Marguerite (Peggy) Moilliet Rogers (1915–1989) was a Mexican-born American physicist who became the "country's leading authority in the field of air-launched conventional weapons".

Life
Marguerite Moilliet was born on November 6, 1915, in Minatitlán, Veracruz, and raised in Texas. She did both her undergraduate and graduate studies at Rice University, and taught for two years at the University of Houston before joining the Naval Air Warfare Center, Indianapolis in 1943, becoming head of optics research there. After the end of World War II, she was briefly a researcher at the University of North Carolina before becoming a weapons researcher at the Oak Ridge National Laboratory and later the Naval Air Weapons Station China Lake. Her work at China Lake was interrupted for a year spent teaching physics at the Royal Technical College, Salford in England.

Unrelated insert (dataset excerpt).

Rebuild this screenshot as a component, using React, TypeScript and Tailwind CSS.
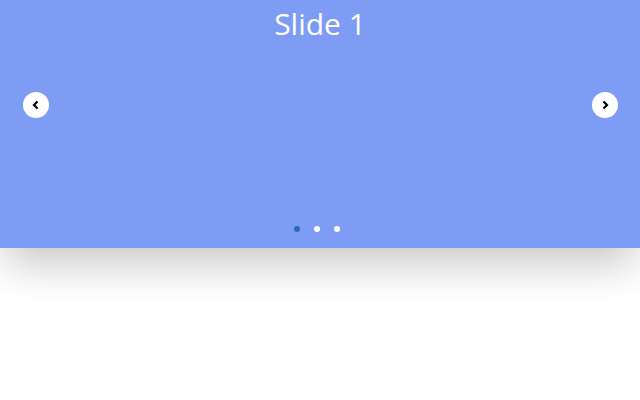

In 1953 she moved to South Carolina, to become professor of physics and head of the science division at Columbia College, near the University of South Carolina, where her husband Fred Terry Rogers Jr. became head of the physics department. He died in 1956, and she returned to China Lake in 1957. In 1966 she became head of the Weapons Systems Analysis Division there, and from 1977 to 1978 she was acting head of the laboratory.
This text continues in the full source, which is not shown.